The itching and vomiting stopped quickly, but without the medicine her hyperthyroidism wasn’t being treated. My husband and I have decided to have her go through the radioactive iodine treatment. We just can’t watch her waste away when there’s something out there that can treat her condition. It’s really expensive, but that’s ok.
The thing is that I’m having serious second thoughts about going through with it. I know it’s probably for the best, but I can’t stand the thought of her having to be away from home for a week. I’m making myself sick with worry. She’s just such a fragile old lady kitty. Just thinking about not being able to be there with her turns my stomach.
I want her to get better, but I don’t want to feel like this. I hate when my body fills up so much with worry and nervousness that there’s room for nothing else. I know I’m dramatic, but I just can’t help it.
She’s going in on Tuesday for the treatment. I went out today and bought her some things to make her stay a little easier. I stocked up on her food just in case she doesn’t like the kind at the vet’s. I bought her a new little stuffed mouse and a kitty sized pillow for her cage. She loves to lay on pillows, and I wanted her to be as comfy as possible while in kitty jail.
Next week is going to be really tough. I won’t be able to visit her since she’ll be radioactive. I really hope she will be able to handle the stress of being away from home for so long. I don’t know what I’d do if something happened to her. She’s been part of my life since I was 11, and I can’t imagine life without her.
- Posted in : my furry children
- Author : amanda
Comments»
Amanda, if I could have you as a substitute parent for my Sam (21 yrs old- got him before I got my first car much less my husband) I would. I’m sorry it’s so hard but pets, they give the good love and are worth it.
Ohhhh,,,,,,poor kitty. I totally feel your pain Amanda.
I hate to give assvice but I also had the vet tape on Chelsea’s cage when she was in the hospital for several days what her name was and that she was scared and loved to be coddled. I think it made the vet employees help her more and talk to her more than they would have normally - just a thought.
I hope next week is a good week for you and your little kitty.
Thinking of you.
Aw, Dixie. The separation’s impossibly hard, especially when a pet has already been ill — we went through exactly this with our cat a year ago. I called the vet’s office frequently (at least once a day, usually twice) to see how he was doing and to ask that someone go pat him. Best of luck to her and to you.
You’re breaking my heart with this post, Amanda.
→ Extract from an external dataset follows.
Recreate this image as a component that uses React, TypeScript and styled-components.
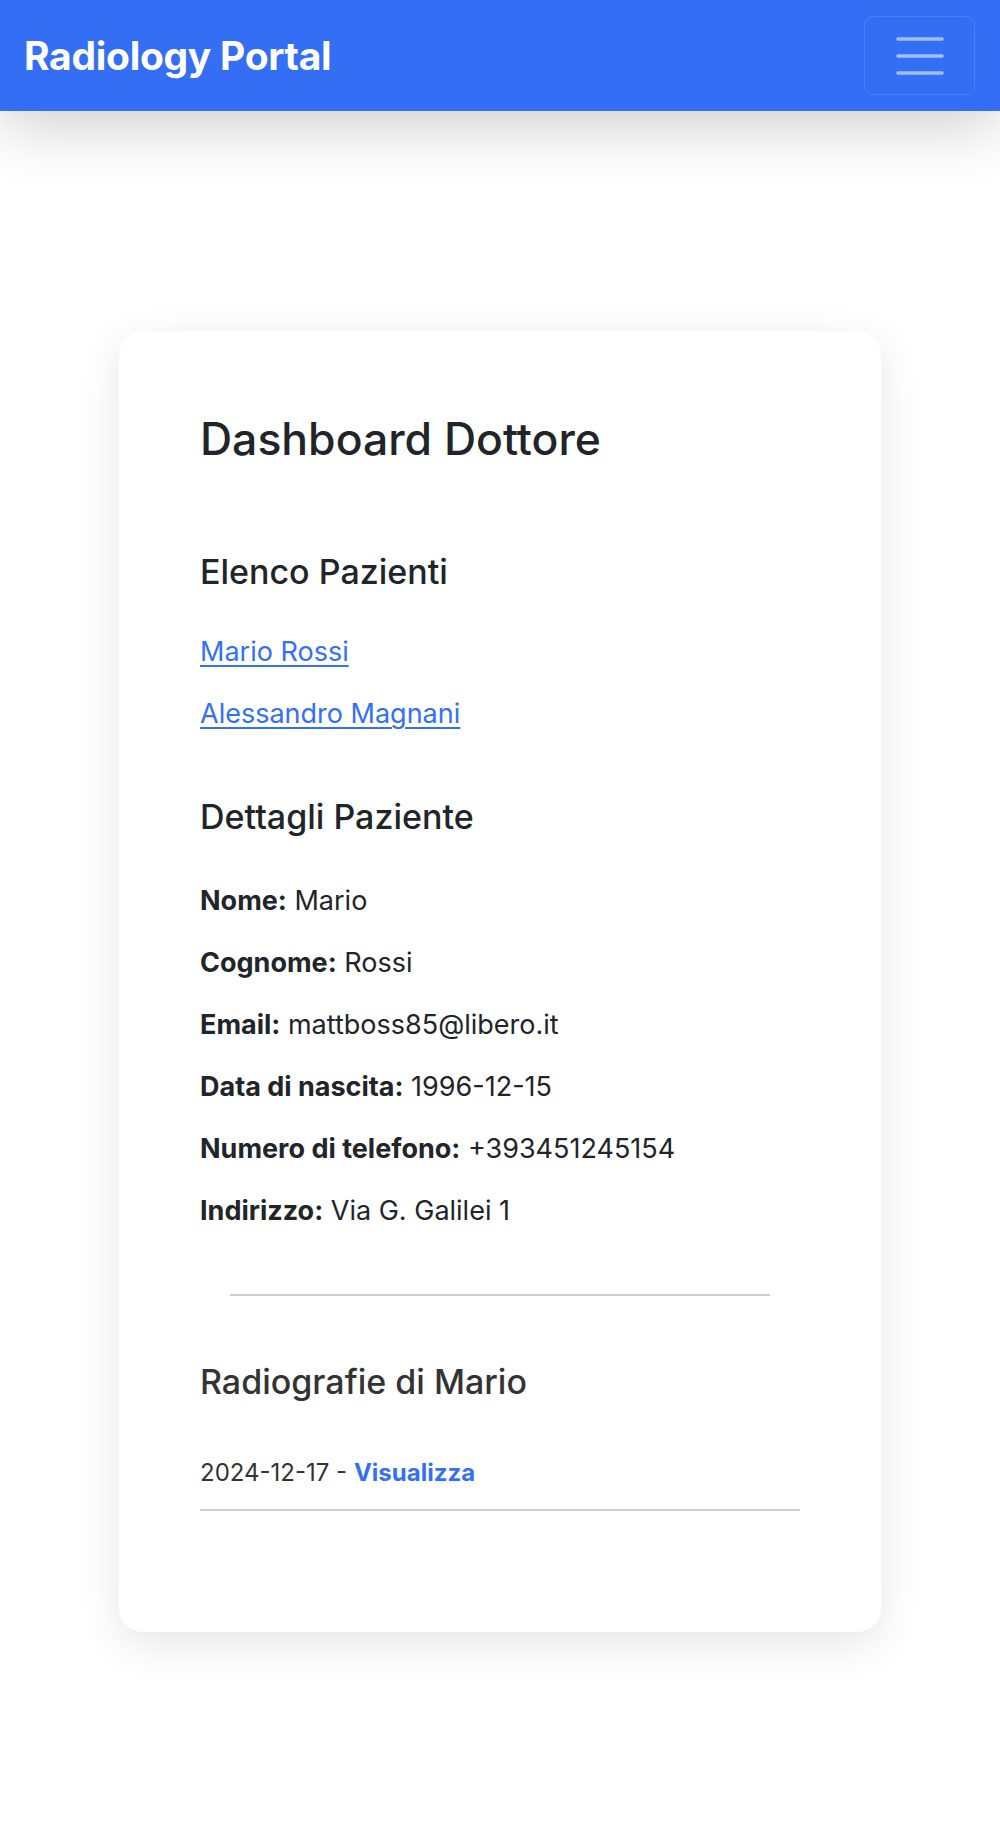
import React from "react";
import styled, { createGlobalStyle } from "styled-components";

const Global = createGlobalStyle`
  html, body { margin: 0; padding: 0; background: #ffffff; }
  body { font-family: Inter, "Noto Sans", "Liberation Sans", sans-serif; color: #212529; }
  * { box-sizing: border-box; }
`;

const Page = styled.div`
  min-height: 1834px;
  display: flex;
  flex-direction: column;
`;

const NavBar = styled.header`
  height: 111px;
  background: #336ef4;
  display: flex;
  align-items: center;
  justify-content: space-between;
  padding: 0 25px 0 24px;
  box-shadow: 0 14px 64px rgba(0, 0, 0, 0.2);
  position: relative;
  z-index: 1;
`;

const Brand = styled.a`
  color: #ffffff;
  font-weight: 700;
  font-size: 39px;
  letter-spacing: -0.3px;
  text-decoration: none;
`;

const Toggler = styled.button`
  width: 111px;
  height: 79px;
  background: transparent;
  border: 1.5px solid rgba(255, 255, 255, 0.12);
  border-radius: 9px;
  display: flex;
  align-items: center;
  justify-content: center;
  padding: 0;
`;

const Card = styled.main`
  width: 762px;
  margin: 220px auto 0;
  background: #ffffff;
  border-radius: 24px;
  padding: 82px 81px 121px;
  box-shadow: 0 12px 44px rgba(0, 0, 0, 0.1);
`;

const Title = styled.h1`
  margin: 0 0 85px;
  font-size: 44.5px;
  line-height: 53px;
  font-weight: 500;
  color: #212529;
`;

const SectionTitle = styled.h3<{ $muted?: boolean; $gap: number }>`
  margin: 0 0 ${(p) => p.$gap}px;
  font-size: 34px;
  line-height: 41px;
  font-weight: 500;
  color: ${(p) => (p.$muted ? "#333333" : "#212529")};
`;

const LinkList = styled.div`
  display: flex;
  flex-direction: column;
  align-items: flex-start;
  gap: 22px;
  margin-bottom: 62px;
`;

const PatientLink = styled.a`
  font-size: 27px;
  line-height: 40px;
  color: #3370f5;
  text-decoration: underline;
  text-underline-offset: 4px;
  text-decoration-thickness: 1.5px;
`;

const Details = styled.div`
  display: flex;
  flex-direction: column;
  gap: 22px;
`;

const Row = styled.p`
  margin: 0;
  font-size: 27px;
  line-height: 40px;
  color: #212529;
  b { font-weight: 700; }
`;

const Divider = styled.hr`
  width: 90%;
  margin: 63px auto 65px;
  border: 0;
  border-top: 2px solid #cccccc;
`;

const XrayItem = styled.div`
  margin-top: 53px;
  padding-bottom: 18px;
  border-bottom: 2px solid #cccccc;
  font-size: 24px;
  line-height: 36px;
  color: #333333;
`;

const ViewLink = styled.a`
  color: #3370f5;
  font-weight: 700;
  text-decoration: none;
`;

function Hamburger() {
  return (
    <svg width="48" height="38" viewBox="0 0 48 38">
      <g stroke="rgba(255,255,255,0.55)" strokeWidth="3.5" strokeLinecap="round">
        <line x1="2" y1="2" x2="46" y2="2" />
        <line x1="2" y1="19" x2="46" y2="19" />
        <line x1="2" y1="36" x2="46" y2="36" />
      </g>
    </svg>
  );
}

export default function App() {
  const rows: [string, string][] = [
    ["Nome:", "Mario"],
    ["Cognome:", "Rossi"],
    ["Email:", "mattboss85@libero.it"],
    ["Data di nascita:", "1996-12-15"],
    ["Numero di telefono:", "+393451245154"],
    ["Indirizzo:", "Via G. Galilei 1"],
  ];
  return (
    <>
      <Global />
      <Page>
        <NavBar>
          <Brand href="#">Radiology Portal</Brand>
          <Toggler aria-label="menu">
            <Hamburger />
          </Toggler>
        </NavBar>
        <Card>
          <Title>Dashboard Dottore</Title>
          <SectionTitle $gap={40}>Elenco Pazienti</SectionTitle>
          <LinkList>
            <PatientLink href="#">Mario Rossi</PatientLink>
            <PatientLink href="#">Alessandro Magnani</PatientLink>
          </LinkList>
          <SectionTitle $gap={44}>Dettagli Paziente</SectionTitle>
          <Details>
            {rows.map(([k, v]) => (
              <Row key={k}>
                <b>{k}</b> {v}
              </Row>
            ))}
          </Details>
          <Divider />
          <SectionTitle $muted $gap={0}>Radiografie di Mario</SectionTitle>
          <XrayItem>
            2024-12-17 - <ViewLink href="#">Visualizza</ViewLink>
          </XrayItem>
        </Card>
      </Page>
    </>
  );
}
I know first-hand what you’re going through.
Try this…wear a T-shirt to bed the next two nights, then include it in her cage at the vet’s (perhaps wrap it around her new pillow?). The smell of you will help keep her relaxed during her stay.
Sending my best wishes to Dixie for a quick recovery and to both of you that the week passes quickly and with as little stress as possible.
Is there any chance of the radiation turning her into a superhero? Cause that would be pretty cool.
(Hope that’s not in poor taste– just trying to make you smile.)
I’m really hoping that Dixie pulls through this; we did the shirt trick that Deborah mentions when our puppy needed to be in hospital and I think that it helped. Your post pulled at my heart and I so hope that everything turns out okay.
I’m sorry about Dixie, Amanda. I hope she will be ok.
Awww sweetie. That really sucks. You are such a good mommy, though. You’ve thought of everything. Can you call and get daily updates on her?
I’m so sorry Amanda. I’m thinking about Dixie and wishing her well.
Thanks everybody. Amy, yes, I’ll be able to call in and check on her every day. I know someone that’s had the same thing done for her cat at the same facility, and she said they’re very good about giving out updates.